The Hubble Space Telescope has revealed that Jupiter’s largest moon, Ganymede, has a vast ocean below its icy surface that’s larger than all of Earth’s surface water.
The telescope picked up these clues from lights high in Ganymede’s thin atmosphere that shimmer with an aurora that’s common on Earth and other worlds in the Solar System. The aurora is created when particles from the Sun strike molecules in the moon’s atmosphere.
Ganymede‘s auroras are influenced by a magnetic field that the moon generates and also the intense magnetic environment of its parent gas giant planet, Jupiter.
The two magnetic fields cause the auroras to slightly rock back and forth across the surface of the moon, and was the clue to the ocean below.
“We know [the ocean] is water because gravity measurements by the Galileo orbiter suggest the first thousand kilometers of Ganymede has a mass density of one. Only water has that mass,” said lead investigator Joachim Saur of the University of Cologne in Germany.
Saur spoke in a Google Hangout hosted by the Hubble team on Thursday (March 12).
It’s unclear if the ocean is habitable, but this places Ganymede high on the list of candidates. Water is believed to be one of the crucial ingredients of life as we know it, along with a source of energy, which Ganymede likely has in spades, given the heat generated from its interior and radiation from Jupiter’s environment.
Scientists have suspected an ocean beneath Ganymede’s surface since the 1970s, Saur said in the Hangout. This isn’t an unusual hypothesis, as there are many moons that have similar properties to Ganymede. This gives scientists high hopes that life, even microbial life, could be present in other locations in the Solar System.
Orbiting Saturn, Enceladus has been observed erupting geysers of water from a presumed internal ocean. Europa, a Jovian moon, is also believed to have an ocean, and Hubble spotted what was believed to be a plume of water emanating from its surface in results reported in 2013, although that result has not yet been duplicated.
Potential future missions could see a spacecraft burrow beneath Europa’s ice to explore the ocean, although funding for such pursuit has not been secured.

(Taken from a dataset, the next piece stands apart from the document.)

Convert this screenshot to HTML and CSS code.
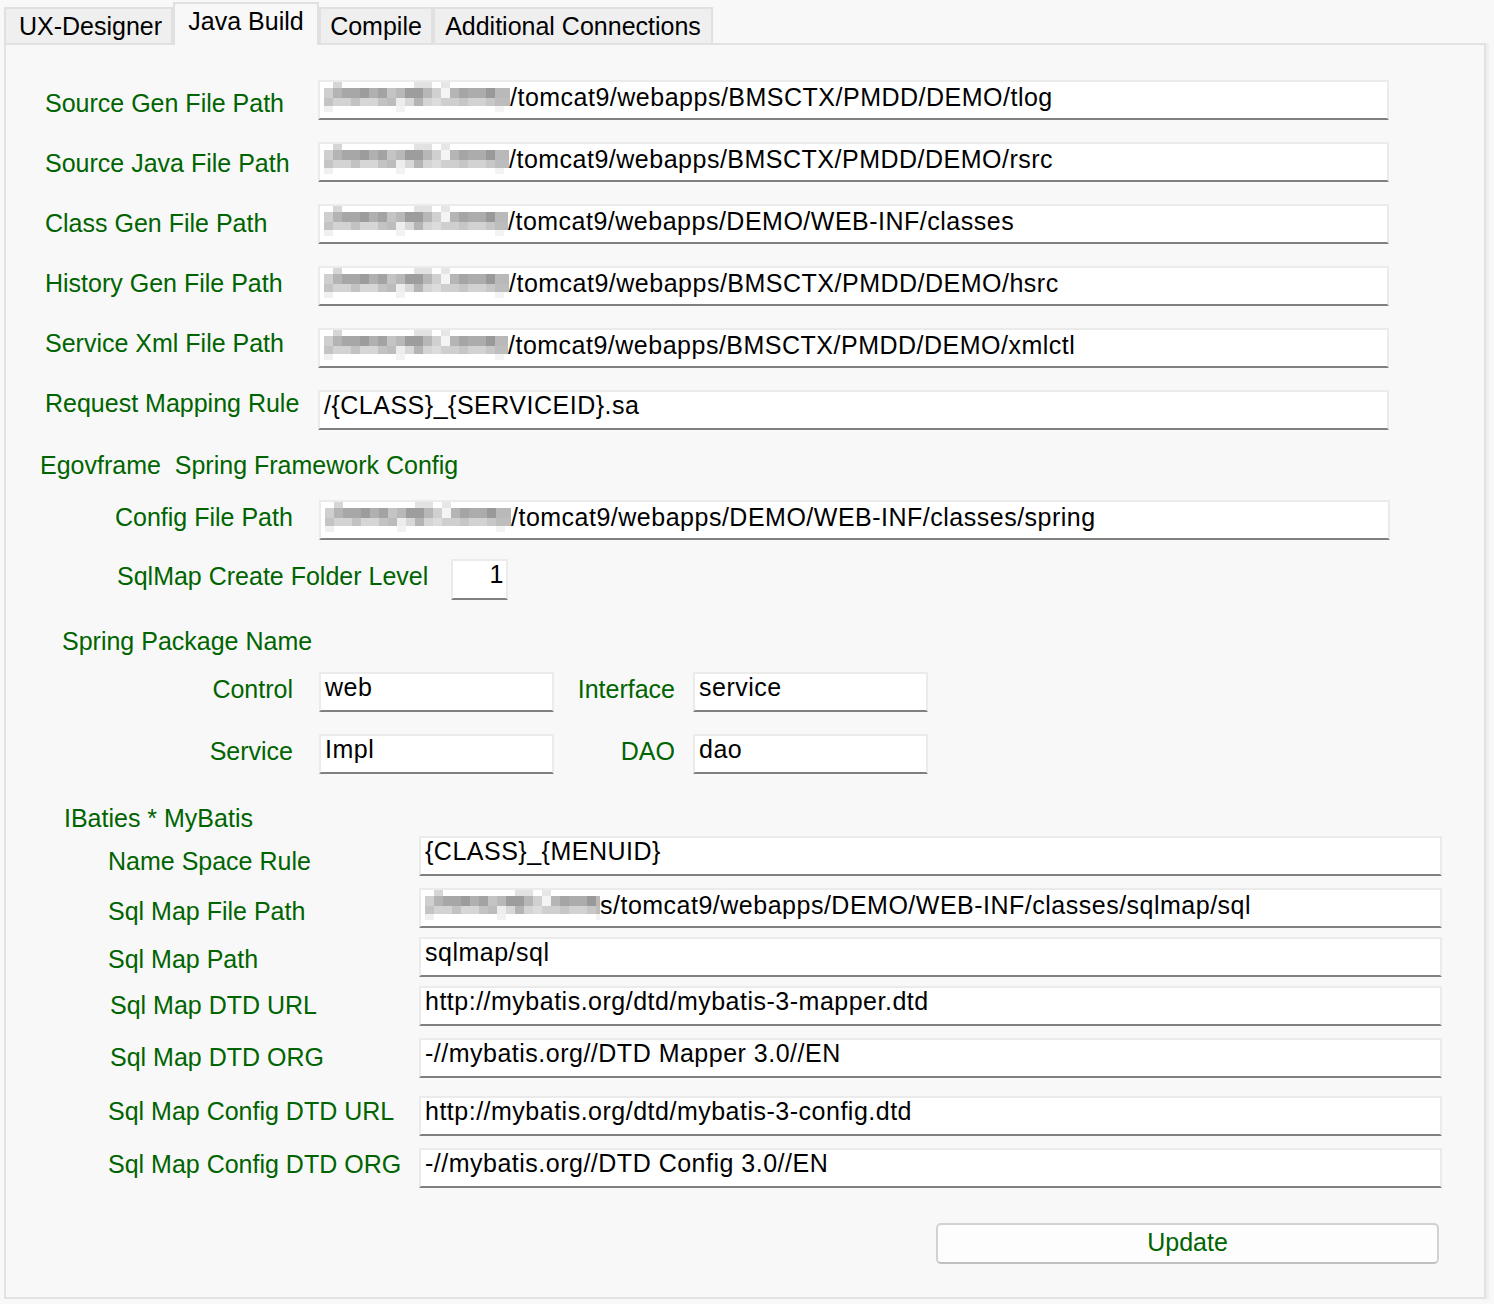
FILE: index.html
```html
<!DOCTYPE html>
<html lang="en">
<head>
<meta charset="utf-8">
<title>Java Build</title>
<link rel="stylesheet" href="styles.css">
</head>
<body>
<div class="tabs">
  <div class="tab t1">UX-Designer</div>
  <div class="tab t2 active">Java Build</div>
  <div class="tab t3">Compile</div>
  <div class="tab t4">Additional Connections</div>
</div>
<div class="panel">
  <div class="paths">
    <div class="row"><span class="lbl dn3">Source Gen File Path</span><div class="field wide"><span class="blur"></span>/tomcat9/webapps/BMSCTX/PMDD/DEMO/tlog</div></div>
    <div class="row"><span class="lbl dn1">Source Java File Path</span><div class="field wide"><span class="blur b2"></span>/tomcat9/webapps/BMSCTX/PMDD/DEMO/rsrc</div></div>
    <div class="row"><span class="lbl up1">Class Gen File Path</span><div class="field wide"><span class="blur b3"></span>/tomcat9/webapps/DEMO/WEB-INF/classes</div></div>
    <div class="row"><span class="lbl up3">History Gen File Path</span><div class="field wide"><span class="blur b2"></span>/tomcat9/webapps/BMSCTX/PMDD/DEMO/hsrc</div></div>
    <div class="row"><span class="lbl up5">Service Xml File Path</span><div class="field wide"><span class="blur b3"></span>/tomcat9/webapps/BMSCTX/PMDD/DEMO/xmlctl</div></div>
    <div class="row"><span class="lbl up7">Request Mapping Rule</span><div class="field wide">/{CLASS}_{SERVICEID}.sa</div></div>
  </div>

  <div class="heading egov">Egovframe&nbsp; Spring Framework Config</div>
  <div class="row config"><span class="lbl up3">Config File Path</span><div class="field wide"><span class="blur"></span>/tomcat9/webapps/DEMO/WEB-INF/classes/spring</div></div>
  <div class="row level"><span class="lbl up3">SqlMap Create Folder Level</span><div class="field num">1</div></div>

  <div class="heading pkg">Spring Package Name</div>
  <div class="pkg-grid">
    <span class="plbl">Control</span><div class="field small">web</div>
    <span class="plbl">Interface</span><div class="field small">service</div>
    <span class="plbl">Service</span><div class="field small">Impl</div>
    <span class="plbl">DAO</span><div class="field small">dao</div>
  </div>

  <div class="heading ibat">IBaties * MyBatis</div>
  <div class="mybatis">
    <div class="row r1"><span class="lbl dn5">Name Space Rule</span><div class="field long">{CLASS}_{MENUID}</div></div>
    <div class="row r2"><span class="lbl dn3">Sql Map File Path</span><div class="field long"><span class="blur short"></span>s/tomcat9/webapps/DEMO/WEB-INF/classes/sqlmap/sql</div></div>
    <div class="row r3"><span class="lbl dn2">Sql Map Path</span><div class="field long">sqlmap/sql</div></div>
    <div class="row r4"><span class="lbl up1 x2">Sql Map DTD URL</span><div class="field long">http://mybatis.org/dtd/mybatis-3-mapper.dtd</div></div>
    <div class="row r5"><span class="lbl up1 x2">Sql Map DTD ORG</span><div class="field long">-//mybatis.org//DTD Mapper 3.0//EN</div></div>
    <div class="row r6"><span class="lbl up5">Sql Map Config DTD URL</span><div class="field long">http://mybatis.org/dtd/mybatis-3-config.dtd</div></div>
    <div class="row r7"><span class="lbl up4">Sql Map Config DTD ORG</span><div class="field long">-//mybatis.org//DTD Config 3.0//EN</div></div>
  </div>

  <div class="actions"><button class="btn" type="button">Update</button></div>
</div>
</body>
</html>
```

FILE: styles.css
```css
* { box-sizing: border-box; }

html, body {
  margin: 0;
  padding: 0;
  background: #f8f8f8;
}

body {
  font-family: "Liberation Sans", Arial, sans-serif;
  font-size: 25px;
  color: #000;
  width: 1494px;
  height: 1304px;
  overflow: hidden;
}

/* ---------- tabs ---------- */
.tabs {
  display: flex;
  align-items: flex-end;
  height: 45px;
  padding-left: 4px;
  position: relative;
  z-index: 2;
}

.tab {
  height: 36px;
  line-height: 34px;
  text-align: center;
  background: #efefef;
  border: 2px solid #e0e0e0;
  border-bottom: none;
  margin-bottom: 2px;
  white-space: nowrap;
}
.t1 { width: 169px; padding-left: 4px; }
.t2 { width: 146px; }
.t3 { width: 114px; }
.t4 { width: 280px; }

.tab.active {
  height: 43px;
  line-height: 34px;
  background: #f8f8f8;
  margin-bottom: 0;
  padding-bottom: 6px;
}

/* ---------- panel ---------- */
.panel {
  margin-top: -2px;
  margin-left: 4px;
  width: 1482px;
  height: 1256px;
  border: 2px solid #e2e2e2;
  background: #f8f8f8;
  box-shadow: 3px 0 0 #efefef;
  position: relative;
  z-index: 1;
}

.row {
  display: flex;
  align-items: center;
  height: 40px;
}

.lbl, .plbl, .heading {
  color: #006400;
  white-space: nowrap;
}

.lbl { flex: none; }

/* label vertical nudges relative to the field centre */
.dn5 { padding-top: 10px; }
.dn3 { padding-top: 6px; }
.dn2 { padding-top: 4px; }
.dn1 { padding-top: 2px; }
.up1 { padding-bottom: 2px; }
.up3 { padding-bottom: 6px; }
.up4 { padding-bottom: 8px; }
.up5 { padding-bottom: 10px; }
.up7 { padding-bottom: 14px; }
.x2 { padding-left: 2px; }

/* input-like boxes */
.field {
  height: 40px;
  background: #fff;
  border: 2px solid #ebebeb;
  border-bottom-color: #808080;
  padding: 0 4px 10px 4px;
  line-height: 26px;
  letter-spacing: 0.5px;
  white-space: nowrap;
  overflow: hidden;
  flex: none;
}
.field.wide { width: 1071px; }
.field.long { width: 1023px; }
.field.small { width: 235px; }
.field.num {
  width: 57px;
  height: 41px;
  text-align: right;
  padding-right: 2px;
}

/* pixelated (blurred) prefix */
.blur {
  display: inline-block;
  width: 186px;
  height: 30px;
  vertical-align: -6px;
  background:
    linear-gradient(90deg, transparent 0 9px, #d6d6d6 9px 18px, transparent 18px 90px, #e2e2e2 90px 108px, transparent 108px 117px, #e6e6e6 117px 126px, transparent 126px) 0 0 / 100% 6px no-repeat,
    linear-gradient(90deg, #cfcfcf 0 9px, #b4b4b4 9px 18px, #a7a7a7 18px 36px, #9c9c9c 36px 45px, #b0b0b0 45px 54px, #a3a3a3 54px 63px, #c4c4c4 63px 72px, #b8b8b8 72px 81px, #9d9d9d 81px 99px, #b7b7b7 99px 108px, #d0d0d0 108px 117px, #f4f4f4 117px 126px, #b5b5b5 126px 135px, #a5a5a5 135px 144px, #acacac 144px 162px, #999999 162px 171px, #b9b9b9 171px 186px) 0 6px / 100% 10px no-repeat,
    linear-gradient(90deg, #c4c4c4 0 9px, #d3d3d3 9px 27px, #c2c2c2 27px 36px, #d6d6d6 36px 54px, #c3c3c3 54px 63px, #bcbcbc 63px 72px, #ededed 72px 81px, #d8d8d8 81px 90px, #b4b4b4 90px 99px, #d4d4d4 99px 108px, #dcdcdc 108px 117px, #cfcfcf 117px 135px, #c6c6c6 135px 144px, #d2d2d2 144px 162px, #c7c7c7 162px 171px, #bdbdbd 171px 186px) 0 16px / 100% 8px no-repeat,
    linear-gradient(90deg, #f0f0f0 0 9px, transparent 9px 72px, #f2f2f2 72px 81px, transparent 81px 171px, #f3f3f3 171px 180px, transparent 180px) 0 24px / 100% 6px no-repeat;
}
.blur.b2 { width: 185px; }
.blur.b3 { width: 184px; }
.blur.short { width: 175px; }

/* ---------- first group ---------- */
.paths {
  padding-top: 35px;
  padding-left: 39px;
  display: flex;
  flex-direction: column;
  gap: 22px;
}
.paths .lbl { width: 273px; }

.heading {
  height: 30px;
  line-height: 30px;
}
.heading.egov { margin-top: 20px; padding-left: 34px; }
.heading.pkg { margin-top: 26px; padding-left: 56px; }
.heading.ibat { margin-top: 29px; padding-left: 58px; }

.config { margin-top: 20px; padding-left: 109px; }
.config .lbl { width: 204px; }

.level { margin-top: 19px; padding-left: 111px; height: 41px; }
.level .lbl { width: 334px; }

/* ---------- spring package grid ---------- */
.pkg-grid {
  margin-top: 16px;
  display: grid;
  grid-template-columns: 287px 261px 121px 253px;
  row-gap: 22px;
  align-items: center;
}
.pkg-grid .plbl {
  text-align: right;
  padding-bottom: 6px;
}
.pkg-grid .field { width: 235px; height: 40px; }
.pkg-grid > :nth-child(2), .pkg-grid > :nth-child(6) { margin-left: 26px; }
.pkg-grid > :nth-child(4), .pkg-grid > :nth-child(8) { margin-left: 18px; }

/* ---------- mybatis ---------- */
.mybatis {
  padding-left: 102px;
  display: flex;
  flex-direction: column;
}
.mybatis .lbl { width: 311px; }
.mybatis .r1 { margin-top: 3px; }
.mybatis .r2 { margin-top: 12px; }
.mybatis .r3 { margin-top: 9px; }
.mybatis .r4 { margin-top: 9px; }
.mybatis .r5 { margin-top: 12px; }
.mybatis .r6 { margin-top: 18px; }
.mybatis .r7 { margin-top: 12px; }

/* ---------- update button ---------- */
.actions {
  display: flex;
  justify-content: flex-end;
  padding-right: 45px;
  margin-top: 35px;
}
.btn {
  width: 503px;
  height: 41px;
  background: #fdfdfd;
  border: 2px solid #d2d2d2;
  border-bottom-color: #c0c0c0;
  border-radius: 5px;
  color: #006400;
  font-family: "Liberation Sans", Arial, sans-serif;
  font-size: 25px;
  line-height: 30px;
  padding: 0 0 4px 0;
}
```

Suspicions of an ocean below Ganymede were fueled by NASA’s Galileo spacecraft, which visited Jupiter and its moons in the 1990s and early 2000s. Galileo flew by Ganymede six times and made brief observations of the magnetic field, 20 minutes at a time. The results were useful, but didn’t catch the cycle that Hubble did.
Hubble made two sets of observations across seven hours each, long enough to catch the rocking. Jupiter’s magnetic field rotates every 10 hours, just as fast as the rotation of the planet itself. The observations took place over more than half of a Jupiter rotation, and that’s when the rocking became clear, the team said.
Through modeling, the team estimated that the ocean is saltwater, not quite as salty as on Earth, but strong enough to battle Jupiter’s magnetic field. The ocean is believed to suppress the rocking of the aurora to only two degrees, instead of six degrees if there was no ocean at all. The measurements are the strongest evidence so far that Ganymede has an under-ice ocean, which could increase its prospects for habitability.
The depth of the ocean is likely quite extensive, about 10 times deeper than what you would find on Earth. (Ganymede’s circumference is about 2.5 times smaller than Earth.) Modeling of the interior suggested that the ocean is about 60 miles (100 kilometers) thick and is found underneath a huge crust of ice about 95 miles (150 kilometers) thick.
Beneath the ocean is another icy layer formed due to the pressure of all that water. Because Ganymede can generate its own magnetic field, this suggests a rocky core and iron mantle surrounding it, similar to what is believed to be in Earth’s interior.
Follow-up observations will be difficult because the auroras were only visible in ultraviolet light, which is seen only in telescopes above Earth’s atmosphere because our atmosphere blocks most UV rays. Further, there is no spacecraft orbiting Jupiter right now, although there are two on the way.
NASA’s Juno spacecraft is en route to the planet and will arrive there in 2016. While most of its observations will be focused on Jupiter, from time to time it will be able to observe the planet’s moons. That said, the spacecraft is spinning and won’t be able to do long observations of the moons in the same way that Hubble can, investigators said in the Hangout.
The next opportunity for observation will be 2030, when the the European Space Agency’s JUICE (JUpiter ICy moons Explorer) will arrive at Jupiter. Ganymede will be among the major targets of the mission, along with Europa and Callisto.